→ **Goal**
Wherever a line below holds the word "components", copy that line.

## Begin Dataset excerpt

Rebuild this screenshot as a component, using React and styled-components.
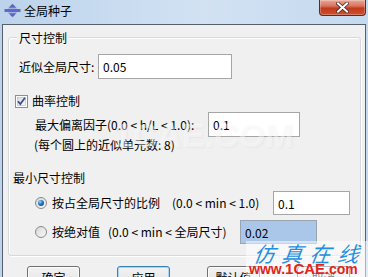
import React from 'react';
import styled, { createGlobalStyle } from 'styled-components';

const Global = createGlobalStyle`
  html, body { margin: 0; padding: 0; }
  body {
    width: 368px; height: 277px; overflow: hidden;
    background: #c4d9ee;
    font-family: "Noto Sans CJK SC", sans-serif;
    font-size: 12px; color: #000;
  }
`;

const Win = styled.div`
  position: relative;
  width: 368px; height: 277px;
  display: flex; flex-direction: column;
  overflow: hidden;
  background: linear-gradient(90deg, #bcd3eb 0%, #d2e2f3 55%, #c5d9ee 100%);
`;

const TitleBar = styled.div`
  height: 24px; flex-shrink: 0;
  display: flex; align-items: flex-start;
`;

const AppIcon = styled.svg`
  margin: 3px 0 0 4px; flex-shrink: 0;
`;

const Title = styled.div`
  margin-left: 3px;
  line-height: 22px;
  font-size: 12px;
`;

const CloseBtn = styled.div`
  margin-left: auto; margin-right: 2px;
  width: 45px; height: 15px;
  border: 1px solid #5e2a20; border-top: none;
  border-radius: 0 0 4px 4px;
  background: linear-gradient(#e9a897 0%, #d8745c 40%, #c2391d 55%, #cd5232 100%);
  display: flex; align-items: center; justify-content: center;
  box-shadow: inset 0 0 0 1px rgba(255,255,255,0.25);
`;

const Client = styled.div`
  flex: 1;
  margin: 0 2px;
  border: 1px solid #56606c; border-bottom: none;
  background: #f0f0f0;
  padding: 12px 4px 0 5px;
  display: flex; flex-direction: column;
`;

const Group = styled.div`
  position: relative;
  border: 1px solid #d3d9de;
  border-radius: 3px;
  box-shadow: inset 1px 1px 0 #fff, 1px 1px 0 #fff;
  padding: 16px 0 11px 0;
  display: flex; flex-direction: column;
`;

const Legend = styled.div`
  position: absolute; left: 8px; top: -8px;
  padding: 0 2px;
  background: #f0f0f0;
  line-height: 16px;
`;

const Row = styled.div`
  display: flex; align-items: center;
  height: ${p => p.$h}px;
  margin-top: ${p => p.$mt || 0}px;
  padding-left: ${p => p.$pl || 0}px;
  white-space: nowrap;
`;

const Label = styled.span`
  display: inline-block;
  width: ${p => (p.$w ? `${p.$w}px` : 'auto')};
  flex-shrink: 0;
  line-height: 16px;
  white-space: nowrap;
`;

const Field = styled.div`
  box-sizing: border-box;
  width: ${p => p.$w}px; height: ${p => p.$h || 25}px;
  border: 1px solid ${p => (p.$sel ? '#9aa4b0' : '#a6a6a6')};
  background: ${p => (p.$sel ? '#aac6e9' : '#fff')};
  padding-left: 4px;
  display: flex; align-items: center;
  flex-shrink: 0;
`;

const Check = styled.svg`
  flex-shrink: 0; margin-right: 4px;
`;

const Radio = styled.svg`
  flex-shrink: 0; margin-right: 5px;
`;

const ButtonRow = styled.div`
  display: flex; gap: 37px;
  margin-top: 10px; padding-left: 19px;
`;

const Button = styled.div`
  box-sizing: border-box;
  width: 53px; height: 23px; flex-shrink: 0;
  border: 1px solid ${p => (p.$def ? '#3c7fb1' : '#707070')};
  border-radius: 3px;
  background: linear-gradient(#f2f2f2 0%, #ebebeb 45%, #dddddd 50%, #cfcfcf 100%);
  box-shadow: inset 0 0 0 1px ${p => (p.$def ? '#a6d6f4' : 'rgba(255,255,255,0.8)')};
  display: flex; align-items: center; justify-content: center;
  line-height: 16px;
`;

const WatermarkFaint = styled.div`
  position: absolute; left: 114px; top: 116px;
  font-family: "Liberation Sans", sans-serif;
  font-weight: bold; font-size: 34px;
  color: rgba(255,255,255,0.45);
  text-shadow: 1px 1px 2px rgba(0,0,0,0.04);
  pointer-events: none;
`;

const WatermarkBox = styled.div`
  position: absolute; left: 246px; top: 241px;
  width: 122px; height: 36px;
  background: rgba(255,255,255,0.5);
  pointer-events: none;
`;

const WmCn = styled.div`
  position: absolute; left: 254px; top: 240px;
  font-family: "Noto Sans CJK SC", sans-serif;
  font-size: 21px; font-style: italic;
  letter-spacing: 7px;
  color: #1f8fe0;
  line-height: 26px;
  transform: skewX(-8deg);
  pointer-events: none;
`;

const WmEn = styled.div`
  position: absolute; left: 249px; top: 261px;
  font-family: "Liberation Sans", sans-serif;
  font-weight: bold; font-size: 14px;
  color: #e0241b;
  line-height: 16px;
  pointer-events: none;
  & b { font-size: 15px; }
`;

const CheckBox = () => (
  <Check width="13" height="13" viewBox="0 0 13 13">
    <defs>
      <linearGradient id="cbg" x1="0" y1="0" x2="1" y2="1">
        <stop offset="0" stopColor="#dcdcdc" />
        <stop offset="1" stopColor="#fbfbfb" />
      </linearGradient>
    </defs>
    <rect x="0.5" y="0.5" width="12" height="12" fill="#fff" stroke="#8e8f8f" />
    <rect x="2.5" y="2.5" width="8" height="8" fill="url(#cbg)" stroke="#c4c6c9" strokeWidth="0.8" />
    <path d="M3 6.2 L5.3 9 L10 2.8" fill="none" stroke="#3d4f8f" strokeWidth="1.8" />
  </Check>
);

const RadioBtn = ({ on }) => (
  <Radio width="12" height="12" viewBox="0 0 12 12">
    <defs>
      <linearGradient id="rbg" x1="0" y1="0" x2="1" y2="1">
        <stop offset="0" stopColor="#d6d6d6" />
        <stop offset="1" stopColor="#fafafa" />
      </linearGradient>
      <radialGradient id="rdot" cx="0.35" cy="0.3" r="0.8">
        <stop offset="0" stopColor="#8fd0ff" />
        <stop offset="0.5" stopColor="#2d7bc4" />
        <stop offset="1" stopColor="#0d3f7a" />
      </radialGradient>
    </defs>
    <circle cx="6" cy="6" r="5.5" fill="url(#rbg)" stroke="#8a8a8a" />
    {on && <circle cx="6" cy="6" r="3" fill="url(#rdot)" />}
  </Radio>
);

export default function App() {
  return (
    <>
      <Global />
      <Win>
        <TitleBar>
          <AppIcon width="17" height="15" viewBox="0 0 17 15">
            <defs>
              <linearGradient id="ic" x1="0" y1="0" x2="0" y2="1">
                <stop offset="0" stopColor="#8a8fd6" />
                <stop offset="0.5" stopColor="#4c5cb8" />
                <stop offset="1" stopColor="#8a8fd6" />
              </linearGradient>
            </defs>
            <path d="M8.5 0.5 L13 5.5 L4 5.5 Z" fill="url(#ic)" />
            <rect x="0.5" y="6" width="16" height="3" fill="#5d6bc2" />
            <path d="M4 9.5 L13 9.5 L8.5 14.5 Z" fill="url(#ic)" />
          </AppIcon>
          <Title>全局种子</Title>
          <CloseBtn>
            <svg width="13" height="11" viewBox="0 0 13 11">
              <path d="M2 1.5 L11 9.5 M11 1.5 L2 9.5" stroke="#4a2a26" strokeWidth="3.6" strokeLinecap="square" />
              <path d="M2 1.5 L11 9.5 M11 1.5 L2 9.5" stroke="#fff" strokeWidth="2" strokeLinecap="square" />
            </svg>
          </CloseBtn>
        </TitleBar>
        <Client>
          <Group>
            <Legend>尺寸控制</Legend>
            <Row $h={25} $pl={10}>
              <Label $w={79}>近似全局尺寸:</Label>
              <Field $w={134}>0.05</Field>
            </Row>
            <Row $h={16} $mt={14} $pl={6}>
              <CheckBox />
              <Label>曲率控制</Label>
            </Row>
            <Row $h={25} $mt={3} $pl={26}>
              <Label $w={173}>最大偏离因子(0.0 &lt; h/L &lt; 1.0):</Label>
              <Field $w={92}>0.1</Field>
            </Row>
            <Row $h={16} $pl={25}>
              <Label>(每个圆上的近似单元数: 8)</Label>
            </Row>
            <Row $h={16} $mt={17} $pl={4}>
              <Label>最小尺寸控制</Label>
            </Row>
            <Row $h={24} $mt={5} $pl={26}>
              <RadioBtn on />
              <Label $w={120}>按占全局尺寸的比例</Label>
              <Label $w={101}>(0.0 &lt; min &lt; 1.0)</Label>
              <Field $w={77} $h={24}>0.1</Field>
            </Row>
            <Row $h={24} $mt={5} $pl={26}>
              <RadioBtn />
              <Label $w={56}>按绝对值</Label>
              <Label $w={132}>(0.0 &lt; min &lt; 全局尺寸)</Label>
              <Field $w={77} $h={24} $sel>0.02</Field>
            </Row>
          </Group>
          <ButtonRow>
            <Button>确定</Button>
            <Button $def>应用</Button>
            <Button>默认值</Button>
            <Button>取消</Button>
          </ButtonRow>
        </Client>
        <WatermarkFaint>1CAE.COM</WatermarkFaint>
        <WatermarkBox />
        <WmCn>仿真在线</WmCn>
        <WmEn>www.<b>1CAE</b>.com</WmEn>
      </Win>
    </>
  );
}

## End Dataset excerpt

→ **Solution to this problem**
Rebuild this screenshot as a component, using React and styled-components.
import styled, { createGlobalStyle } from 'styled-components';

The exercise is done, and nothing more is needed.